Some final notes on partitioning:
- Partitioning schemes such as partition rotation sometimes require coordinating application and database administration efforts to ensure that image copy, reorg, and purge processes access the correct physical and logical partitions.
- Different partitioning methods support data load, old data purging, and infrastructure processes (backup, reorg, etc.) to different degrees.
- Application data access patterns, proposed data distribution, and data volatility may determine a particular partitioning scheme.
Making a change to a partitioning scheme may not be a viable option, or at least may be deemed extremely costly. Such a change usually means a complete data unload/load, rebuilding indexes, changing infrastructure support processes, and more. So, once chosen, the DBA would prefer that the partitioning scheme remain in place.
A corollary of this is that if multiple partitioning methods are viable for a particular table you should choose the one deemed most flexible. This requires the DBA to be aware of current system performance constraints to determine what manner of partitioning will yield best performance.
Finally, there are some disadvantages to partitioning. Partitioning increases the number of physical data sets that must be created, including any indexes that are also partitioned. This increase means adjusting corresponding DB2 configuration parameters to account for managing, opening, and closing a larger number of data sets. There are other factors to take into account and you should refer to the appropriate IBM DB2 manual for these.

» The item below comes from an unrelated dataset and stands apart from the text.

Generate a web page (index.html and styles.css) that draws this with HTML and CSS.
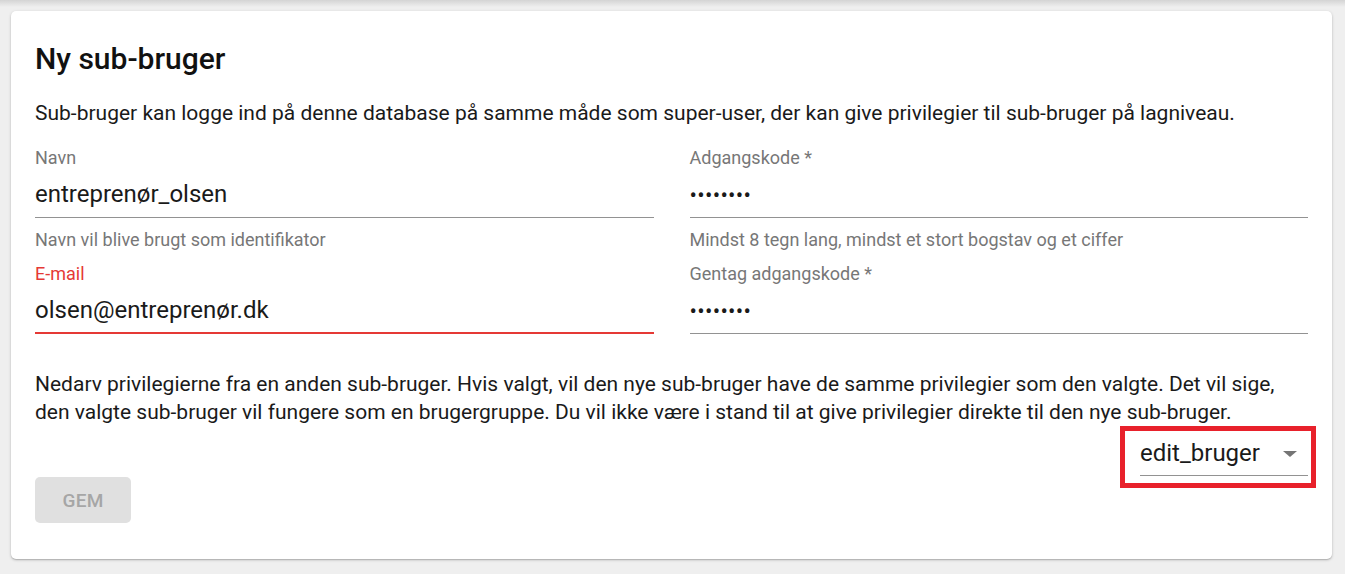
FILE: index.html
```html
<!DOCTYPE html>
<html lang="da">
<head>
<meta charset="utf-8">
<title>Ny sub-bruger</title>
<link rel="stylesheet" href="styles.css">
</head>
<body>
<div class="topshade"></div>
<main class="card">
  <h2 class="title">Ny sub-bruger</h2>
  <p class="intro">Sub-bruger kan logge ind på denne database på samme måde som super-user, der kan give privilegier til sub-bruger på lagniveau.</p>
  <div class="fields">
    <div class="field">
      <label class="label">Navn</label>
      <div class="input">entreprenør_olsen</div>
      <div class="helper">Navn vil blive brugt som identifikator</div>
    </div>
    <div class="field">
      <label class="label">Adgangskode *</label>
      <div class="input dots">••••••••</div>
      <div class="helper">Mindst 8 tegn lang, mindst et stort bogstav og et ciffer</div>
    </div>
    <div class="field">
      <label class="label error">E-mail</label>
      <div class="input input-error">olsen@entreprenør.dk</div>
    </div>
    <div class="field">
      <label class="label">Gentag adgangskode *</label>
      <div class="input dots">••••••••</div>
    </div>
  </div>
  <p class="inherit">Nedarv privilegierne fra en anden sub-bruger. Hvis valgt, vil den nye sub-bruger have de samme privilegier som den valgte. Det vil sige, den valgte sub-bruger vil fungere som en brugergruppe. Du vil ikke være i stand til at give privilegier direkte til den nye sub-bruger.</p>
  <div class="select-row">
    <div class="select">
      <span class="select-value">edit_bruger</span>
      <span class="arrow"></span>
    </div>
  </div>
  <button class="btn" disabled>GEM</button>
</main>
</body>
</html>
```

FILE: styles.css
```css
html, body {
  margin: 0;
  padding: 0;
}
body {
  background: #efefef;
  font-family: Roboto, "Liberation Sans", Arial, sans-serif;
  color: rgba(0,0,0,0.87);
  padding: 11px 13px 15px 11px;
  min-height: 574px;
  box-sizing: border-box;
  position: relative;
}
.topshade {
  position: absolute;
  left: 0;
  right: 0;
  top: 0;
  height: 7px;
  background: linear-gradient(#d4d4d4, rgba(239,239,239,0));
}
.card {
  background: #fff;
  border-radius: 5px;
  box-shadow: 0 1px 3px rgba(0,0,0,0.22), 0 1px 1px rgba(0,0,0,0.12);
  padding: 30px 24px 36px 24px;
  position: relative;
}
.title {
  margin: 0;
  font-size: 30px;
  font-weight: 500;
  line-height: 36px;
  color: #111;
}
.intro {
  margin: 22px 0 0 0;
  font-size: 21px;
  line-height: 28px;
  color: #1a1a1a;
}
.fields {
  display: grid;
  grid-template-columns: 1fr 1fr;
  column-gap: 36px;
  row-gap: 14px;
  margin-top: 21px;
}
.field {
  display: flex;
  flex-direction: column;
}
.label {
  font-size: 18px;
  line-height: 20px;
  color: #777;
}
.label.error {
  color: #e53935;
}
.input {
  font-size: 24px;
  line-height: 24px;
  height: 24px;
  padding: 14px 0 11px 0;
  border-bottom: 1px solid #929292;
  color: #1a1a1a;
  white-space: nowrap;
}
.input.dots {
  font-size: 22px;
  letter-spacing: 0.3px;
  padding-top: 16px;
  padding-bottom: 9px;
}
.input-error {
  padding-bottom: 10px;
  border-bottom: 2px solid #e53935;
}
.helper {
  font-size: 18px;
  line-height: 20px;
  color: #777;
  margin-top: 12px;
}
.inherit {
  margin: 36px 0 0 0;
  font-size: 21px;
  line-height: 28px;
  color: #1a1a1a;
}
.select-row {
  display: flex;
  justify-content: flex-end;
}
.select {
  position: relative;
  width: 168px;
  display: flex;
  align-items: center;
  padding: 15px 0 10px 0;
  border-bottom: 1px solid #929292;
}
.select::after {
  content: "";
  position: absolute;
  left: -20px;
  right: -8px;
  top: 0;
  bottom: -13px;
  border: 5px solid #e8212b;
  pointer-events: none;
}
.select-value {
  flex: 1;
  font-size: 24px;
  line-height: 24px;
  color: #1a1a1a;
}
.arrow {
  width: 0;
  height: 0;
  border-left: 7px solid transparent;
  border-right: 7px solid transparent;
  border-top: 6px solid #757575;
  margin-right: 11px;
  margin-top: 1px;
}
.btn {
  display: block;
  margin-top: 1px;
  width: 96px;
  height: 46px;
  border: none;
  border-radius: 5px;
  background: #e0e0e0;
  color: #a6a6a6;
  font-family: Roboto, "Liberation Sans", Arial, sans-serif;
  font-size: 19px;
  font-weight: 500;
  letter-spacing: 0.3px;
}
```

The following is a list of best practices for database design when considering overall system performance:
- Many of the benefits of partitioning aren’t available for segmented tablespaces in DB2 V8. Universal table spaces, available in DB2 9 for z/OS, combine some of the features of both segmented and partitioned table spaces. For those on DB2 V8, consider partitioning for intermediate and large-size tables. Implementing partitioning isn’t required, but considering it is a good idea if only to ensure that data purge processes are discussed at design time. If you have migrated to DB2 9, consider universal table spaces.
- Partition based on major I/O activity (purge, mass insert, avoiding hot spots), but also consider current system resource constraints and how they may be affected. For example, in a DB2 subsystem where many batch jobs execute in a limited batch window, batch application elapsed time (i.e., throughput) is a constraint. So, you might consider partitioning to relieve potential throughput issues.
- Partitioning to minimize I/Os requires a detailed knowledge of data access patterns. In particular, purge processes are highly I/O-intensive; they usually involve lots of data access during a short period, deletion of rows and index entries, and logging of changes. Partitioning to take the purge process into account may be the most important factor in database design.
- Maximizing data availability is tightly linked to locking. While row-level locking is a potential fix for this it has several disadvantages, including increased CPU usage and greatly increasing the number of locked objects within the scope of a transaction. Reducing data availability constraints is usually accomplished by improving transaction design by either shortening transaction lengths, decreasing the amount of data locked per transaction, avoiding locks (i.e., using uncommitted read), and so forth. It may be useful to consider partitioning that increases availability (avoiding hot spots, minimizing locking) by spreading data throughout multiple partitions. However, this has the disadvantage of increasing I/Os and possibly affecting throughput.
- Throughput constraints can be relieved with good table design once the data access patterns causing the issue are understood. Delays due to mass insert processing can be alleviated with partitioning by ascending key. Delays due to purge processing may be handled with rotating partitions. Of course, each of these methods (and others) may lead to constraints on other resources.
There are partitioning methods we haven’t covered, as well as many additional considerations that are beyond the scope of this article. Nevertheless, we hope this article has given you some ideas to consider, especially in the area of good database design. Considering potential resource constraints and designing databases to mitigate or avoid them is a best practice.